The creation of this brute (Jurassic World) is the destruction of originality. It is a franchise similar to Starbucks. The job of a franchise is to minimize risk and maximize profit while sacrificing individualism and originality. Control comes not from the ones making the drinks but from the ones who profit from it. Every Starbucks must serve the same drink as the next, it is what the customer demands. Trevorrow and Abrams have little to no control, their movies are franchises and must follow the same recipe as the ones before it. Except that Trevorrow is the barista who spits in your drink. Franchises make it increasingly more difficult for original content to establish itself. When major franchises preform so economically well, distributors are less likely to take risks with unestablished films. It is also the nature of competition to put your competitors out of business. Quentin Tarantino has talked about this recently when Disney wouldn't allow his film to play at the Cinerama Dome so there film could play there instead.

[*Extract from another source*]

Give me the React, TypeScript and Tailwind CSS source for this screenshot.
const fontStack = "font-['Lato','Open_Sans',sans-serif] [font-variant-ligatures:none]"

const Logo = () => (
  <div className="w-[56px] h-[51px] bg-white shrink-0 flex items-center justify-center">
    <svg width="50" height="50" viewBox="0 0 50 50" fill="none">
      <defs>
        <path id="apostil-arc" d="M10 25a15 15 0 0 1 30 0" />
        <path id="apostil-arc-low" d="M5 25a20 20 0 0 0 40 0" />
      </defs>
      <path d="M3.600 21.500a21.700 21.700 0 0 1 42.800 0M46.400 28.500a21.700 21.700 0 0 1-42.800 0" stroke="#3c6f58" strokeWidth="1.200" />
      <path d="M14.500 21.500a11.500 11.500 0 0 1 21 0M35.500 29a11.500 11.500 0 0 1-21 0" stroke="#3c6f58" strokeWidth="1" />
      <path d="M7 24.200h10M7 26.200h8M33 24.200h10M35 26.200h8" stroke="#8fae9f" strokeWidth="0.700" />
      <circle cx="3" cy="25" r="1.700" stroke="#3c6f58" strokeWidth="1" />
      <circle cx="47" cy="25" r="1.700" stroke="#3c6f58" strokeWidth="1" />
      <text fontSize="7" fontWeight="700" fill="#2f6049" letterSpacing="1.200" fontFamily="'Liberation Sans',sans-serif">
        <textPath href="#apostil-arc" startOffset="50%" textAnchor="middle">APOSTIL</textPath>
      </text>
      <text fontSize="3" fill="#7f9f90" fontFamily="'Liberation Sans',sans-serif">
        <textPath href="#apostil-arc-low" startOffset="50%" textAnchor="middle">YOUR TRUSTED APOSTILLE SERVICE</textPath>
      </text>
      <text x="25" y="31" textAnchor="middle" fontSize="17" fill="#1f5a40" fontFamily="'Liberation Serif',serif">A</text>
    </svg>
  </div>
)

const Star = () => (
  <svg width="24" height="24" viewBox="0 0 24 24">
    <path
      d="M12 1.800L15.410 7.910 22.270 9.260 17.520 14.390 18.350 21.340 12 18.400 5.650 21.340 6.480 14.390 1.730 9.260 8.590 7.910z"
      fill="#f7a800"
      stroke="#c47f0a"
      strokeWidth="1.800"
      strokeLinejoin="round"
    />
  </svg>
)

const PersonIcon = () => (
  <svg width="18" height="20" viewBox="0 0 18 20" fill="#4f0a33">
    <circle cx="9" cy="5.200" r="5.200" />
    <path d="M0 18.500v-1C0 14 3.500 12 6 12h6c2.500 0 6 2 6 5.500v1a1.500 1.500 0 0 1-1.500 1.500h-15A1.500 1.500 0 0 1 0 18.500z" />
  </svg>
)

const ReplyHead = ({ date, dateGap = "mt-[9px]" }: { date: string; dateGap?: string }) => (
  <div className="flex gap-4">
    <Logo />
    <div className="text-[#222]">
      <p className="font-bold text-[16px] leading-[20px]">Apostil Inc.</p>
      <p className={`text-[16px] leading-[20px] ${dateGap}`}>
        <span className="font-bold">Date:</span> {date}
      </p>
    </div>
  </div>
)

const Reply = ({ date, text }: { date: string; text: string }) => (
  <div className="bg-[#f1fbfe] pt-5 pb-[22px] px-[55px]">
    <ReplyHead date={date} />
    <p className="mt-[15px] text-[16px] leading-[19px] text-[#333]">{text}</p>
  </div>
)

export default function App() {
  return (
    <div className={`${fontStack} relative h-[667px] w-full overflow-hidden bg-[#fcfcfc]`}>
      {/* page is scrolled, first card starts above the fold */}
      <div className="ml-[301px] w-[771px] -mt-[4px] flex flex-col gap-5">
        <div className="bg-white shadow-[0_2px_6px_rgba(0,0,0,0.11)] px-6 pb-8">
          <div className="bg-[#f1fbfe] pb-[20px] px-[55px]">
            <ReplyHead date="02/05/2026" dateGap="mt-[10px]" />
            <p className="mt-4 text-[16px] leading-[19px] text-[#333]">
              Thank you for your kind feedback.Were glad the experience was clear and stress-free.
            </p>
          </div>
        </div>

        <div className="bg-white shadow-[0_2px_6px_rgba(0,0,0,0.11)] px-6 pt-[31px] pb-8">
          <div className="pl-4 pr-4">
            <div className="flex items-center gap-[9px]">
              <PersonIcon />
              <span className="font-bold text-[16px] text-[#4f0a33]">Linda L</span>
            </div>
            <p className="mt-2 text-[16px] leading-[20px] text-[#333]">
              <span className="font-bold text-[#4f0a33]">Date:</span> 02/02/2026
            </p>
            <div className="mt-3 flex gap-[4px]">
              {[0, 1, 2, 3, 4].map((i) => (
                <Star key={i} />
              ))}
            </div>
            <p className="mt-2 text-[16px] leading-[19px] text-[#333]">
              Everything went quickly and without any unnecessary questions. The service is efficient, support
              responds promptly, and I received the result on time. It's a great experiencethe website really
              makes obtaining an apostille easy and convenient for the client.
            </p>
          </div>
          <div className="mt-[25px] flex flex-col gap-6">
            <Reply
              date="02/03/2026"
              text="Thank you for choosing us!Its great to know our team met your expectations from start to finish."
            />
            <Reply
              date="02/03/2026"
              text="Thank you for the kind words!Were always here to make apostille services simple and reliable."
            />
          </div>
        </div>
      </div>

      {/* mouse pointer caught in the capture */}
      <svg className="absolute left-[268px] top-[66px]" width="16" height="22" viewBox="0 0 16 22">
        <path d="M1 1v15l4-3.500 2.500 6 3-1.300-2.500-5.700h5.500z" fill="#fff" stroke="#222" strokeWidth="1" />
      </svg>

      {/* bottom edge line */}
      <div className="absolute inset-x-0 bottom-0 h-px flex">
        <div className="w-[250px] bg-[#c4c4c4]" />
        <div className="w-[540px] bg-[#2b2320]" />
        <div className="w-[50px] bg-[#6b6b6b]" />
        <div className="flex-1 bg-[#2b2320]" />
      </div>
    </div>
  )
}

Jurassic World diverges from its predecessors when it opens its gates to guest. Eventually we discover that it is us, the audience that are the guests. We feed the machine and insure nothing changes when we stand in line hours before we even knew what the movie was about. Did we even care? The studio machine will continue to churn out uninspired material so long as we continue to support them. When the dinosaurs escape they consume the consumers. We will ultimately be the ones who suffer because we are the ones ultimately responsible for their inception because we buy the tickets.

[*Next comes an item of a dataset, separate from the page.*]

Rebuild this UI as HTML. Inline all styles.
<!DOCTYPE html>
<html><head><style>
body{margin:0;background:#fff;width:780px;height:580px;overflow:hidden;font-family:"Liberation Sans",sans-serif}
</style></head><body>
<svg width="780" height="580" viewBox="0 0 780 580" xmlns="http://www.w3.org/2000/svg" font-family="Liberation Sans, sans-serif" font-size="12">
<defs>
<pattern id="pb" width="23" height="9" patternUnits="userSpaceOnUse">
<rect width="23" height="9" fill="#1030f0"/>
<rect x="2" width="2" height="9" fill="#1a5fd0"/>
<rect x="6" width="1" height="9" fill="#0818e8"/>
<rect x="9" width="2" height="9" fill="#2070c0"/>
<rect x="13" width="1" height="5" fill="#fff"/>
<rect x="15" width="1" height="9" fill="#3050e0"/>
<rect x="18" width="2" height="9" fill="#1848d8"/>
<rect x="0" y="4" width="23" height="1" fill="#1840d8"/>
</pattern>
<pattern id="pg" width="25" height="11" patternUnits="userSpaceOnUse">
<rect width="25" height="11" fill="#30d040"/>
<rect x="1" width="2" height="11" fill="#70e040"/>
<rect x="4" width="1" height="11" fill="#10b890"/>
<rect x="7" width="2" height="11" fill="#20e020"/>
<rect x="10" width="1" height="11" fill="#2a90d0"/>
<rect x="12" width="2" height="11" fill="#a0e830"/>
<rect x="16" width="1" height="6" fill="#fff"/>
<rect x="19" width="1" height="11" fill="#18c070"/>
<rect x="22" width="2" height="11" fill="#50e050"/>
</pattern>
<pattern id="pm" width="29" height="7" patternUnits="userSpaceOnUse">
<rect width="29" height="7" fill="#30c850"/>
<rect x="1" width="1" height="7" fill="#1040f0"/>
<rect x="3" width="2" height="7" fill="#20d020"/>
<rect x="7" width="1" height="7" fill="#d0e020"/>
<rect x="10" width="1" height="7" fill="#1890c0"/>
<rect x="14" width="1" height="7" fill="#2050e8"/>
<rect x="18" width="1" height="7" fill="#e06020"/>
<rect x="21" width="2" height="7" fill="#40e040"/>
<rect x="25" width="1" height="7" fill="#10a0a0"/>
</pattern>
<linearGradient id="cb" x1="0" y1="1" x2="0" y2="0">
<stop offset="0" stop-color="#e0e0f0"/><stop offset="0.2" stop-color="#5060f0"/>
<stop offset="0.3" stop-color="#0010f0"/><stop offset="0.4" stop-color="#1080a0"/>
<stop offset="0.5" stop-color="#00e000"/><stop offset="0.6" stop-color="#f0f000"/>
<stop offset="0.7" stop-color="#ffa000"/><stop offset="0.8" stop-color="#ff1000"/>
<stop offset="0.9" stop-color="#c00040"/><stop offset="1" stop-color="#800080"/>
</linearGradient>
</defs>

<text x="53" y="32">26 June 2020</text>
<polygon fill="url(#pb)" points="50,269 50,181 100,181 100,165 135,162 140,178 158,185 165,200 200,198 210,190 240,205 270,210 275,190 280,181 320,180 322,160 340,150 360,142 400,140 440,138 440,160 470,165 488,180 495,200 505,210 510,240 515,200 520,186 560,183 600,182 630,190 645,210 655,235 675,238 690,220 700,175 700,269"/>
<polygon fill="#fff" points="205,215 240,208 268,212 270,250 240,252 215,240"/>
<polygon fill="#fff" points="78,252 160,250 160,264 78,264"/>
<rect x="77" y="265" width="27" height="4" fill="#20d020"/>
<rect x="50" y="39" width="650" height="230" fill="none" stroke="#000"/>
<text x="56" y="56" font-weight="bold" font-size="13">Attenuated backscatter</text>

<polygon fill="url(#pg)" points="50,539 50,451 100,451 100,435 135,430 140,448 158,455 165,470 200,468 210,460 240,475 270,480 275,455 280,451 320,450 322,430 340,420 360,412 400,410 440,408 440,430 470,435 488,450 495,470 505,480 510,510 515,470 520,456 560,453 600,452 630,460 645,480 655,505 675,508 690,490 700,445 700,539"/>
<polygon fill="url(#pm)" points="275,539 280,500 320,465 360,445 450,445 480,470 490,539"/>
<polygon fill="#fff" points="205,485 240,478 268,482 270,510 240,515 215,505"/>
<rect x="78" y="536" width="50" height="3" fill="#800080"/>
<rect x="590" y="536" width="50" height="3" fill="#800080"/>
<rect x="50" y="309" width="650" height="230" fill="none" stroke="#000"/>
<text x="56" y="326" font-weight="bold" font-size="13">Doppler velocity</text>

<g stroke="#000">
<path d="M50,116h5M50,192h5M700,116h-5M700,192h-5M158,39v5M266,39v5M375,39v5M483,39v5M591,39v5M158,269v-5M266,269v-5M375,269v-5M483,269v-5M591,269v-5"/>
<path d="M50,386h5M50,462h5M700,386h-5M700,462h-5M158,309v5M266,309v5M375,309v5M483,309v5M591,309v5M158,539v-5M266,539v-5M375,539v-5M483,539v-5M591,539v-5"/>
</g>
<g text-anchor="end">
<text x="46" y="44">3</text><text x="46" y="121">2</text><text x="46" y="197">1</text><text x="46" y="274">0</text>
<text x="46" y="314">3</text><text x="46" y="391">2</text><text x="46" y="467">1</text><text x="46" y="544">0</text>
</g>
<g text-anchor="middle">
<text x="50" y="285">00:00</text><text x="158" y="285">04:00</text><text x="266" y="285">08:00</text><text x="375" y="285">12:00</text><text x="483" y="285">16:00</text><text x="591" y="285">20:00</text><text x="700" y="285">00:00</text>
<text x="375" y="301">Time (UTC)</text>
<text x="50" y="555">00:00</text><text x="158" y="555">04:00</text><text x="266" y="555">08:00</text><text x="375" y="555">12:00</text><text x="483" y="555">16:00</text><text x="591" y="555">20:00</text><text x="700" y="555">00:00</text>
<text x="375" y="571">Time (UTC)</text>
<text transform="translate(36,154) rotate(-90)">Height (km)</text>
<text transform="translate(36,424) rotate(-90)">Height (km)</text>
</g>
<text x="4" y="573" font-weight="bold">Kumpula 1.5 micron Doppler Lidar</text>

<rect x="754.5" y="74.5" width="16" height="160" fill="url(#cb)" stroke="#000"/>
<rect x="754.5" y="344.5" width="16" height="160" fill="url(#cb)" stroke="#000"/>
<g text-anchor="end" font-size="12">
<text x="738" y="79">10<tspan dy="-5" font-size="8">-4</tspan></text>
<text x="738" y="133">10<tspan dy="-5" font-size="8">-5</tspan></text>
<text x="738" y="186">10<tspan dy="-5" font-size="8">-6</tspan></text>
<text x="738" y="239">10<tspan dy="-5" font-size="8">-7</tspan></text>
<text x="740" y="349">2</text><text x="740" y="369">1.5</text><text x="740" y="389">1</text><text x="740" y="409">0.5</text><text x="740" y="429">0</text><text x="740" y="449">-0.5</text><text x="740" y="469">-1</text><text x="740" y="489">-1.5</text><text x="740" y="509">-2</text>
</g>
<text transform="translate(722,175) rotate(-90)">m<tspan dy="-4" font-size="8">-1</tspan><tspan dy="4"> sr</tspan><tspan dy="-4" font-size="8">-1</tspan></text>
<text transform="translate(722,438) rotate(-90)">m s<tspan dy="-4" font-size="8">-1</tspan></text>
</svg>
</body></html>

Art is a reflection of society. Franchises dominate the economic landscape so is it any wonder that they now infect our art as well. The original Star Wars and Jurassic Park serve to implicate their reboots. We loved them because they were inspired and creative. They possessed in them the individuality of their creators George Lucas and Steven Spielberg. Art should build off of itself, progressing forward. Instead today it now tears down the beautiful house that was built, recopying itself from the rubble into its familiar shape only weakened from decay. This is the result of franchise, the same recipe copied time and again. Disney has plans to release Star Wars films every year for as long as they can. To some that may be exciting news, to me that's horrifying. The more we continue to consume these exploitive movies the deeper our creative bankruptcy becomes.